[Interface markup and scripts]
——————————

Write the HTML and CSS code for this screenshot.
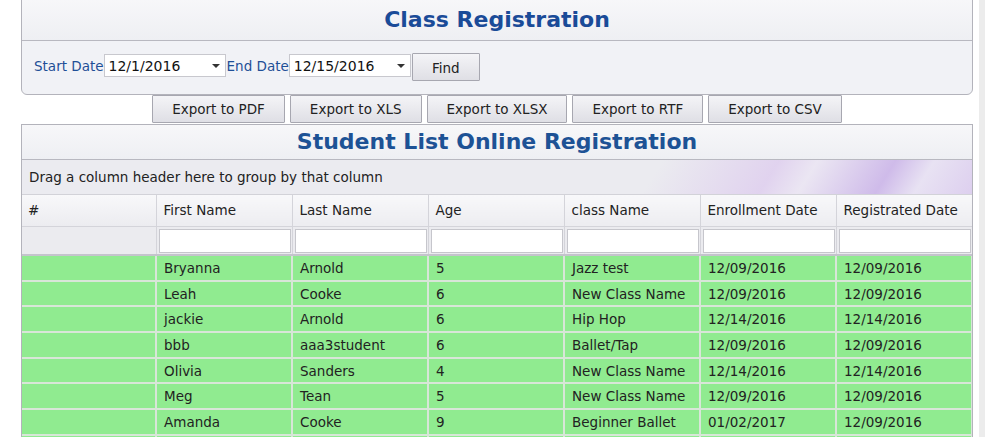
FILE: index.html
```html
<!DOCTYPE html>
<html>
<head>
<meta charset="utf-8">
<link rel="stylesheet" href="styles.css">
</head>
<body>
<div class="layout">
  <div class="main">
    <div class="panel">
      <div class="panel-title">Class Registration</div>
      <div class="filters">
        <span class="label">Start Date</span>
        <span class="picker"><span class="picker-text">12/1/2016</span><span class="caret"></span></span>
        <span class="label">End Date</span>
        <span class="picker"><span class="picker-text">12/15/2016</span><span class="caret"></span></span>
        <button class="btn find">Find</button>
      </div>
    </div>
    <div class="exports">
      <button class="btn export">Export to PDF</button>
      <button class="btn export">Export to XLS</button>
      <button class="btn export">Export to XLSX</button>
      <button class="btn export">Export to RTF</button>
      <button class="btn export">Export to CSV</button>
    </div>
    <div class="grid">
      <div class="grid-title">Student List Online Registration</div>
      <div class="group-panel">Drag a column header here to group by that column</div>
      <table class="table">
        <thead>
          <tr class="head">
            <th>#</th><th>First Name</th><th>Last Name</th><th>Age</th><th>class Name</th><th>Enrollment Date</th><th>Registrated Date</th>
          </tr>
          <tr class="filter-row">
            <td></td>
            <td><span class="cell-input"></span></td>
            <td><span class="cell-input"></span></td>
            <td><span class="cell-input"></span></td>
            <td><span class="cell-input"></span></td>
            <td><span class="cell-input"></span></td>
            <td><span class="cell-input"></span></td>
          </tr>
        </thead>
        <tbody>
          <tr><td></td><td>Bryanna</td><td>Arnold</td><td>5</td><td>Jazz test</td><td>12/09/2016</td><td>12/09/2016</td></tr>
          <tr><td></td><td>Leah</td><td>Cooke</td><td>6</td><td>New Class Name</td><td>12/09/2016</td><td>12/09/2016</td></tr>
          <tr><td></td><td>jackie</td><td>Arnold</td><td>6</td><td>Hip Hop</td><td>12/14/2016</td><td>12/14/2016</td></tr>
          <tr><td></td><td>bbb</td><td>aaa3student</td><td>6</td><td>Ballet/Tap</td><td>12/09/2016</td><td>12/09/2016</td></tr>
          <tr><td></td><td>Olivia</td><td>Sanders</td><td>4</td><td>New Class Name</td><td>12/14/2016</td><td>12/14/2016</td></tr>
          <tr><td></td><td>Meg</td><td>Tean</td><td>5</td><td>New Class Name</td><td>12/09/2016</td><td>12/09/2016</td></tr>
          <tr><td></td><td>Amanda</td><td>Cooke</td><td>9</td><td>Beginner Ballet</td><td>01/02/2017</td><td>12/09/2016</td></tr>
          <tr><td></td><td></td><td></td><td></td><td></td><td></td><td></td></tr>
        </tbody>
      </table>
    </div>
  </div>
  <div class="scrollstrip"></div>
</div>
</body>
</html>
```
FILE: styles.css
```css
html, body {
  margin: 0;
  padding: 0;
  background: #ffffff;
  overflow: hidden;
}
body {
  font-family: "DejaVu Sans", Verdana, sans-serif;
  font-size: 13.5px;
  color: #222;
}
.layout {
  display: flex;
  height: 437px;
  padding-left: 21px;
}
.main {
  width: 952px;
  display: flex;
  flex-direction: column;
}
.scrollstrip {
  width: 6px;
  margin-left: 6px;
  background: #ececec;
  height: 437px;
}
.panel {
  margin-top: -6px;
  border: 1px solid #b3b3bb;
  border-radius: 6px;
  background: #f1f2f6;
  height: 101px;
  box-sizing: border-box;
}
.panel-title {
  height: 46px;
  box-sizing: border-box;
  border-bottom: 1px solid #b8b8c0;
  background: linear-gradient(#f8f8fa, #eeeff3);
  border-radius: 6px 6px 0 0;
  text-align: center;
  color: #1a4b98;
  font-weight: bold;
  font-size: 22px;
  padding-top: 12px;
}
.filters {
  display: flex;
  align-items: flex-start;
  padding: 12px 0 0 12px;
}
.label {
  color: #1f4f97;
  line-height: 23px;
  margin-top: 2px;
}
.picker {
  display: flex;
  align-items: center;
  width: 122px;
  height: 23px;
  box-sizing: border-box;
  background: #fff;
  border: 1px solid #c8c8ce;
  margin: 1px 1px 0 0;
  padding-left: 4px;
  color: #111;
  font-size: 14px;
}
.picker-text {
  flex: 1;
}
.caret {
  width: 0;
  height: 0;
  border-left: 4px solid transparent;
  border-right: 4px solid transparent;
  border-top: 4px solid #333;
  margin-right: 5px;
}
.btn {
  font-family: "DejaVu Sans", Verdana, sans-serif;
  font-size: 13.5px;
  color: #222;
  background: linear-gradient(#f4f4f7, #dfdfe5);
  border: 1px solid #a7a7b0;
  border-radius: 1px;
  padding: 0;
  margin: 0;
  cursor: default;
}
.find {
  width: 68px;
  height: 28px;
  margin-left: 0;
  padding-top: 2px;
}
.exports {
  display: flex;
  justify-content: center;
  gap: 5px;
  height: 29px;
  box-sizing: border-box;
}
.export {
  height: 28px;
  padding: 0 19px;
}
.grid {
  border: 1px solid #b3b3bb;
  border-bottom: none;
  background: #f1f2f6;
  flex: 1;
  overflow: hidden;
}
.grid-title {
  height: 35px;
  box-sizing: border-box;
  border-bottom: 1px solid #b8b8c0;
  background: linear-gradient(#f7f7f9, #eeeff3);
  text-align: center;
  color: #1d5295;
  font-weight: bold;
  font-size: 22px;
  padding-top: 4px;
}
.group-panel {
  height: 35px;
  box-sizing: border-box;
  border-bottom: 1px solid #d2d2d8;
  padding: 9px 0 0 7px;
  color: #222;
  background:
    linear-gradient(122deg, transparent 0%, transparent 62%, rgba(220, 200, 235, 0.0) 66%, rgba(220, 200, 238, 0.7) 78%, rgba(235, 225, 245, 0.5) 82%, rgba(200, 175, 232, 0.8) 90%, rgba(230, 220, 245, 0.6) 94%, rgba(215, 195, 238, 0.7) 100%),
    #ebebf0;
}
.table {
  border-collapse: collapse;
  table-layout: fixed;
  width: 950px;
}
.table th, .table td {
  width: 136px;
  box-sizing: border-box;
  text-align: left;
  font-weight: normal;
  white-space: nowrap;
  overflow: hidden;
  padding: 0 0 0 7px;
}
.table .head th:first-child {
  width: 134px;
}
.head th {
  height: 31px;
  background: linear-gradient(#f8f8fa, #ececf0);
  border-right: 1px solid #d4d4da;
  border-bottom: 1px solid #d4d4da;
  color: #222;
  padding-top: 0;
}
.head th:first-child {
  padding-left: 6px;
}
.filter-row td {
  height: 29px;
  background: #ebebef;
  border-right: 1px solid #d4d4da;
  border-bottom: 2px solid #c4c4cc;
  padding: 0 1px 0 2px;
}
.cell-input {
  display: block;
  height: 24px;
  box-sizing: border-box;
  background: #fff;
  border: 1px solid #c6c6cc;
  margin-top: 1px;
}
tbody td {
  height: 25.7px;
  background: #90eb90;
  border-right: 2px solid #d8e6d8;
  border-bottom: 2px solid #d8e6d8;
  color: #222;
  padding-left: 9px;
  padding-top: 2px;
}
```
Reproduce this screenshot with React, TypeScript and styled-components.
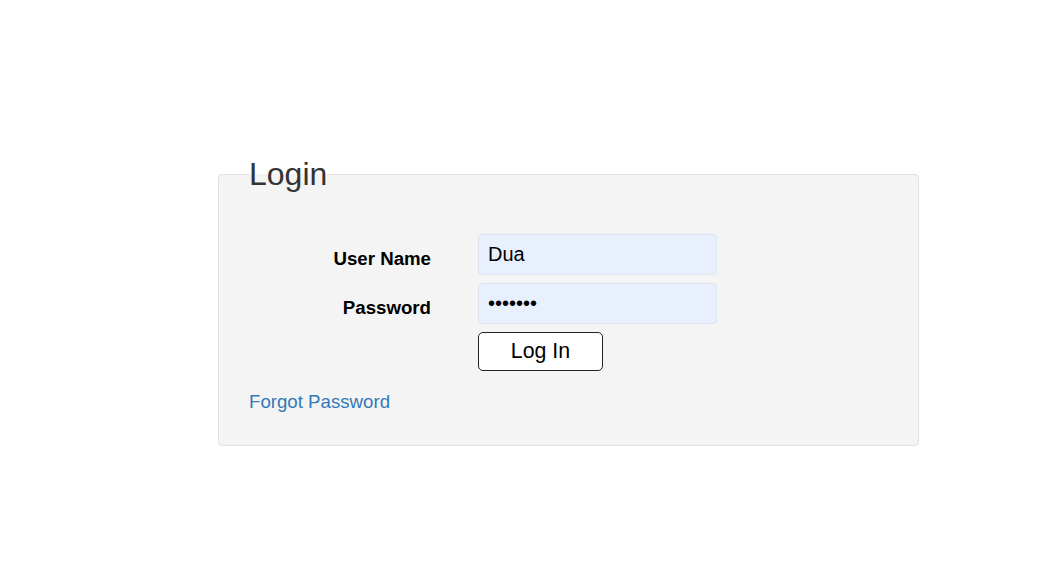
import React from "react";
import styled, { createGlobalStyle } from "styled-components";

const GlobalStyle = createGlobalStyle`
  html, body {
    margin: 0;
    padding: 0;
    background: #ffffff;
    font-family: "Liberation Sans", Arial, sans-serif;
  }
  * { box-sizing: border-box; }
`;

const Page = styled.div`
  padding: 155px 0 0 218px;
  min-height: 574px;
`;

const Panel = styled.fieldset`
  width: 701px;
  margin: 0;
  padding: 0 30px 32px 30px;
  border: 1px solid #e1e1e1;
  border-radius: 4px;
  background: #f4f4f4;
`;

const Legend = styled.legend`
  padding: 0;
  margin: 0;
  font-size: 32px;
  line-height: 38px;
  color: #333333;
  font-weight: normal;
`;

const FormGrid = styled.div`
  display: grid;
  grid-template-columns: 182px 239px;
  grid-auto-rows: auto;
  column-gap: 47px;
  row-gap: 8px;
  margin-top: 41px;
`;

const Label = styled.label`
  justify-self: end;
  align-self: start;
  margin-top: 14px;
  font-size: 18.67px;
  font-weight: bold;
  color: #000000;
`;

const Input = styled.input`
  width: 239px;
  height: 41px;
  padding: 0 9px;
  border: 1px solid #dde5f1;
  border-radius: 4px;
  background: #e8f0fe;
  font-family: "Liberation Sans", Arial, sans-serif;
  font-size: 20px;
  color: #000000;
  outline: none;
`;

const Button = styled.button`
  grid-column: 2;
  width: 125px;
  height: 39px;
  border: 1px solid #222222;
  border-radius: 5px;
  background: #ffffff;
  font-family: "Liberation Sans", Arial, sans-serif;
  font-size: 21.33px;
  color: #000000;
  padding: 0;
  cursor: pointer;
`;

const ForgotLink = styled.a`
  display: inline-block;
  margin-top: 20px;
  font-size: 18.67px;
  color: #337ab7;
  text-decoration: none;
`;

export default function App() {
  return (
    <>
      <GlobalStyle />
      <Page>
        <Panel>
          <Legend>Login</Legend>
          <FormGrid>
            <Label htmlFor="user">User Name</Label>
            <Input id="user" type="text" defaultValue="Dua" />
            <Label htmlFor="pass">Password</Label>
            <Input id="pass" type="password" defaultValue="1234567" />
            <Button type="button">Log In</Button>
          </FormGrid>
          <ForgotLink href="#">Forgot Password</ForgotLink>
        </Panel>
      </Page>
    </>
  );
}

——————————

CHALLENGE »
Return all lines of the material above in which the word "React" occurs.

FULL OUTPUT »
Reproduce this screenshot with React, TypeScript and styled-components.
import React from "react";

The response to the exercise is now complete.